Great Egret

October 17 2012. Cootes Paradise, Hamilton, ON.  Some days are just average, even a bit mundane. But the basic tenet of this blog remains intact: there’s always one bird, no matter how ordinary the day, that stands out as the Bird of the Day.  Yesterday I went out to check a small stand of Pawpaw trees that grow not far from here, I wanted to see if they’d borne fruit this year and maybe collect just a few seeds; they had and I did. But it would have been negligent of me if I’d left my binoculars and camera behind so my forestry expedition soon became another birding walk.
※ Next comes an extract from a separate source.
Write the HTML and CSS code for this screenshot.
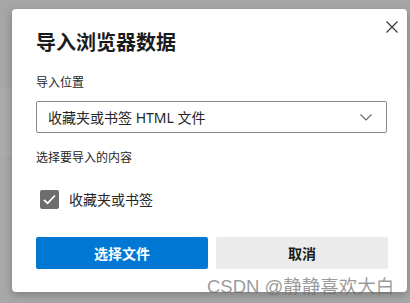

It was pretty good, I flushed a family of White-tailed Deer hunkered down in some long grass just before coming across a Winter Wren popping around low in some alders, then found that the trails were alive with White-throated Sparrows and Yellow-rumped Warblers, and Red-bellied, Downy and Hairy Woodpeckers were just flitting around chattering among themselves.

Red-bellied Woodpecker.

And so it went for an hour or so, the page of my notebook filled up, there were Northern Shovelers and Green-winged Teal a few hundred yards offshore and a Carolina Wren started purring from deep in the overgrown honeysuckles.

Sassafras colour Oct 2012

My original tree-centric purpose of the walk was brought back into focus by the glowing reds and oranges in the Sassafras trees. Arguably they were more noteworthy, more attention-grabbing than any of the birds I’d seen along the way.  It was an average day, so far.

On my way home I stopped to see if some bridge construction that had temporarily blocked access to a great birding spot, had been completed; it had. And there just a hundred yards away, standing stoically in a shallow pond, were four Great Egrets, just when I thought the egrets had left for the year, so I got that little surge of pleasure that made me say Wow! Here they are, my Birds of the Day.